As the pandemic rages on, older people in care homes across Canada continue to face daunting risks to their physical health and emotional wellbeing.  Yet, there’s also another emerging risk to older people in these facilities: widespread over prescription of psychotropic drugs.

In a new article, Kim Samuel, along with Jane Buchanan, Acting Disability Rights Director at Human Rights Watch, describe the need for more humane, compassionate and effective ways to support elders in care homes—in lieu of excessive reliance on powerful medications that can cause harm.  

As a long-term partner of the Samuel Centre for Social Connectedness, Human Rights Watch is working to expose injustice and human rights abuse throughout the globe. Over the past few years, the Samuel Centre for Social Connectedness and Human Rights Watch have documented the impact of social isolation on older people in the United Kingdom and Australia, and most recently, are committed to highlighting the treatment of our elders during the COVID-19 pandemic.
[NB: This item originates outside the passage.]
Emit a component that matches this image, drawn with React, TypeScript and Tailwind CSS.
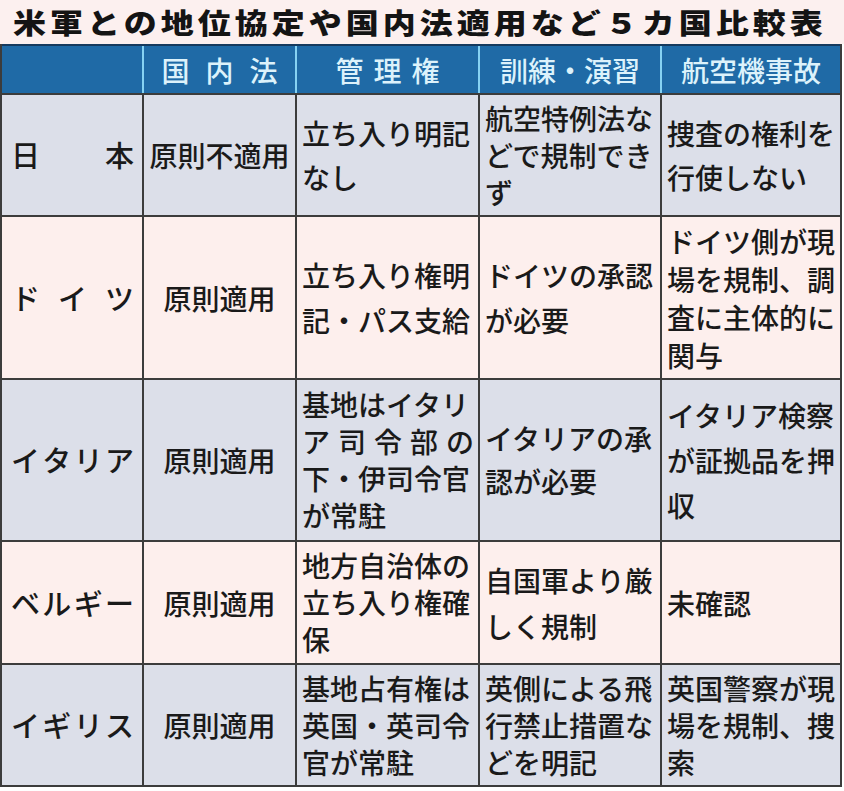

Human Rights Watch has documented imprudent use of psychotropic medication in care homes well before the COVID-19 pandemic. Research from 2017-2018 in the US and in 2018-2019 in Australia uncovered serious abuses aimed at making residents more compliant to the order facilities’ staff.  Such inhumane practices are increasingly widespread since the start of the pandemic and its associated lockdowns.

“As national and provincial governments carry out vaccination efforts,” Kim and Jane write, “they should not ignore other dangers to older people in nursing homes related to COVID-19 restrictions, such as chemical restraint. It will be essential to prevent severe and potentially irreversible consequences for older people that result from lack of human contact.”

Jane and Kim recommend stronger reporting accountability to help deter the misuse of medication, particularly in care homes for older people. They also propose other reform strategies, including implementing sensible visitor policies to help meet the vital need for human connection in a time of extraordinary social isolation.